Dados los acontecimientos, la Iglesia católica era imparable y enfrentarse a ella hubiese sido muy poco prudente, por eso es fácil intuir que el rey Witerico optara por la diplomacia y no la agresión hacia la mayoría católica.
Dicen que el uso del poder cegó a Witerico, que en poco tiempo olvidó sus compromisos con la nobleza que tanto le había ayudado en su ascenso al trono. Las primeras intenciones descentralizadoras pronto se convirtieron en denodados esfuerzos por seguir aglutinando poder en torno a la figura real. Incluso Witerico defendía tesis contra las que supuestamente había luchado. El contumaz arrianismo, añadido al alejamiento progresivo de los aliados nobles, cavaron el foso de un monarca cada vez más aislado.

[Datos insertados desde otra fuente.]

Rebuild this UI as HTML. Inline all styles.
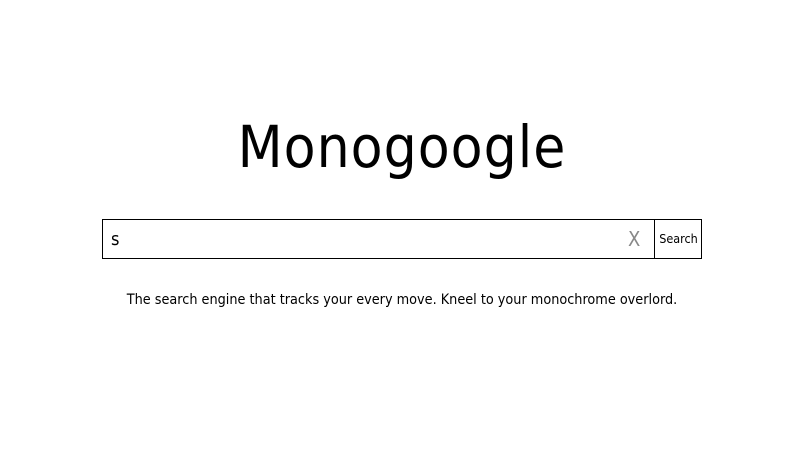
<!DOCTYPE html>
<html><head><style>
html,body{margin:0;padding:0;background:#fff;width:804px;height:452px;overflow:hidden;font-family:"DejaVu Sans Condensed","Liberation Sans",sans-serif;color:#000}
.t{position:absolute;left:0;width:804px;top:113px;text-align:center;font-size:58px;line-height:68px;letter-spacing:1px}
.box{position:absolute;left:102px;top:219px;width:598px;height:38px;border:1px solid #000}
.s{position:absolute;left:8px;top:9px;font-size:18px}
.x{position:absolute;left:525px;top:7px;font-size:20px;color:#888}
.btn{position:absolute;left:551px;top:0;width:47px;height:38px;border-left:1px solid #000;font-size:12.5px;line-height:38px;text-align:center}
.tag{position:absolute;left:0;width:804px;top:292px;text-align:center;font-size:14.3px}
</style></head><body>
<div class="t">Monogoogle</div>
<div class="box"><span class="s">s</span><span class="x">X</span><div class="btn">Search</div></div>
<div class="tag">The search engine that tracks your every move. Kneel to your monochrome overlord.</div>
</body></html>
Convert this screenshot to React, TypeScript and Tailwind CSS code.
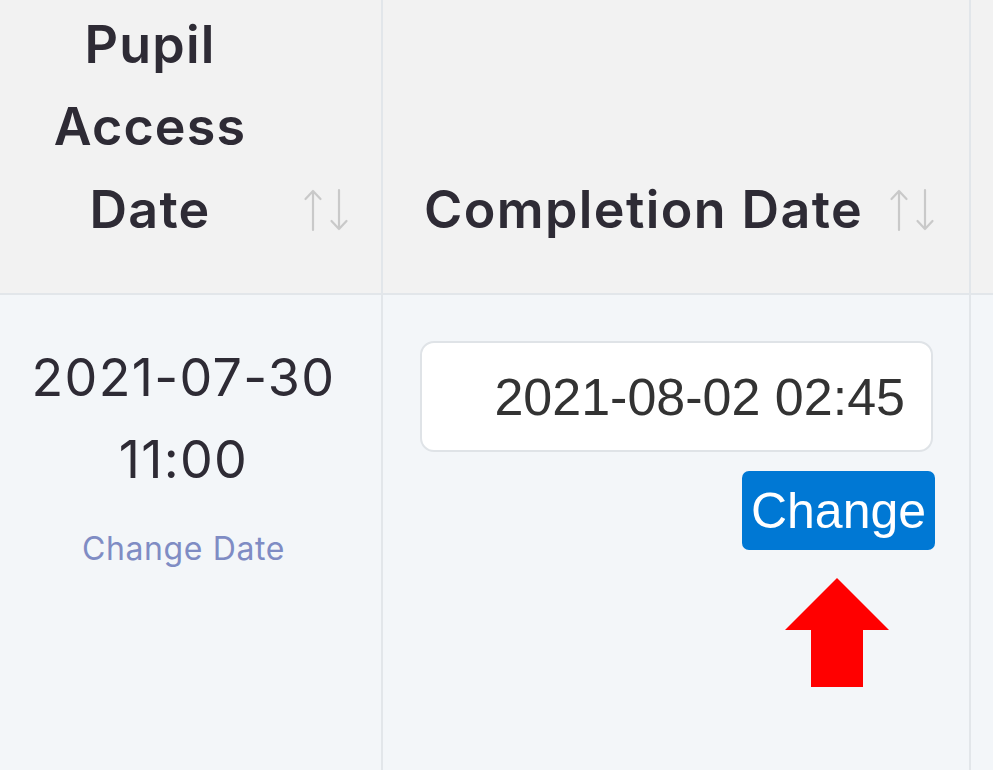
import React from 'react';

const SortIcon: React.FC = () => (
  <svg width="46" height="44" viewBox="0 0 46 44" fill="none" stroke="#c9c9c9" strokeWidth="2.2" strokeLinecap="round" strokeLinejoin="round">
    <path d="M10 42V3M2.5 11L10 3l7.5 8" />
    <path d="M36 2v39M28.5 33L36 41l7.5-8" />
  </svg>
);

const App: React.FC = () => {
  return (
    <div className="relative w-[993px] h-[770px] overflow-hidden bg-[#f3f6f9] font-['Inter','Noto_Sans',sans-serif]">
      {/* header row */}
      <div className="flex h-[295px] bg-[#f2f2f2] border-b-2 border-[#e2e6ea]">
        <div className="flex items-end w-[383px] pb-[42px] border-r-2 border-[#e2e6ea]">
          <div className="w-[300px] text-center text-[52px] leading-[82.5px] font-semibold text-[#2e2b35] tracking-[1.2px]">
            Pupil
            <br />
            Access
            <br />
            Date
          </div>
          <div className="ml-[3px] mb-[19px]">
            <SortIcon />
          </div>
        </div>
        <div className="flex items-end w-[588px] pl-[41px] pb-[42px] border-r-2 border-[#e2e6ea]">
          <div className="text-[52px] leading-[82.5px] font-semibold text-[#2e2b35] whitespace-nowrap tracking-[1.4px]">
            Completion Date
          </div>
          <div className="ml-[26px] mb-[19px]">
            <SortIcon />
          </div>
        </div>
        <div className="flex-1" />
      </div>

      {/* body row */}
      <div className="flex h-[475px]">
        <div className="w-[383px] pt-[42px] pr-[14px] text-center border-r-2 border-[#e2e6ea]">
          <div className="text-[52px] leading-[82px] text-[#2e2b35] tracking-[1.3px]">
            2021-07-30
            <br />
            11:00
          </div>
          <a href="#" className="block mt-[25px] text-[32px] leading-[45px] text-[#7f8cc4] tracking-[0.6px]">
            Change Date
          </a>
        </div>
        <div className="flex flex-col items-start w-[588px] pl-[37px] pt-[46px] border-r-2 border-[#e2e6ea]">
          <div className="flex items-center justify-end w-[513px] h-[111px] pr-[26px] bg-white border-2 border-[#dfe3e7] rounded-[14px] font-['Liberation_Sans',Arial,sans-serif] text-[52px] text-[#333333]">
            2021-08-02 02:45
          </div>
          <div className="flex justify-end w-[515px] mt-[19px]">
            <button className="h-[79px] w-[193px] rounded-[7px] bg-[#0078d4] text-white font-['Liberation_Sans',Arial,sans-serif] text-[50px] leading-none">
              Change
            </button>
          </div>
        </div>
        <div className="flex-1" />
      </div>

      {/* annotation arrow */}
      <svg className="absolute left-[785px] top-[578px]" width="104" height="109" viewBox="0 0 104 109">
        <path d="M52 0L104 52H78V109H26V52H0Z" fill="#ff0000" />
      </svg>
    </div>
  );
};

export default App;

En política exterior cabe destacar el vano intento de pactos con los caudillos francos, incluso pretendió entroncar su casa con la borgoñesa gracias al matrimonio de su hija Ermenberga con el príncipe burgundio Teodorico. Witerico envió a su hija con una espléndida dote en la esperanza de agradar a su futura familia franca, pero todo se fue al traste cuando Brunequilda, abuela del príncipe Teodorico, desaconsejó el casamiento por entender que esa unión no favorecería a su reino. Teodorico aceptó la recomendación. El repudio y lógico agravio desconcertó al rey Witerico, que no se encontraba en buenas condiciones para ofrecer respuesta armada a semejante afrenta, ya que en esos años el grueso del ejército visigodo combatía con excelentes resultados a los bizantinos. Lo único que se planteó fue establecer una cuádruple alianza entre Lombardía, Austrasia, Neustria y el propio reino de Toledo contra Borgoña; asunto que, dada la debilidad de las relaciones, no cuajó. De los imperiales bizantinos se pudieron recuperar algunas ciudades y tierras, como fue el caso de Medina Sidonia, pero poco más.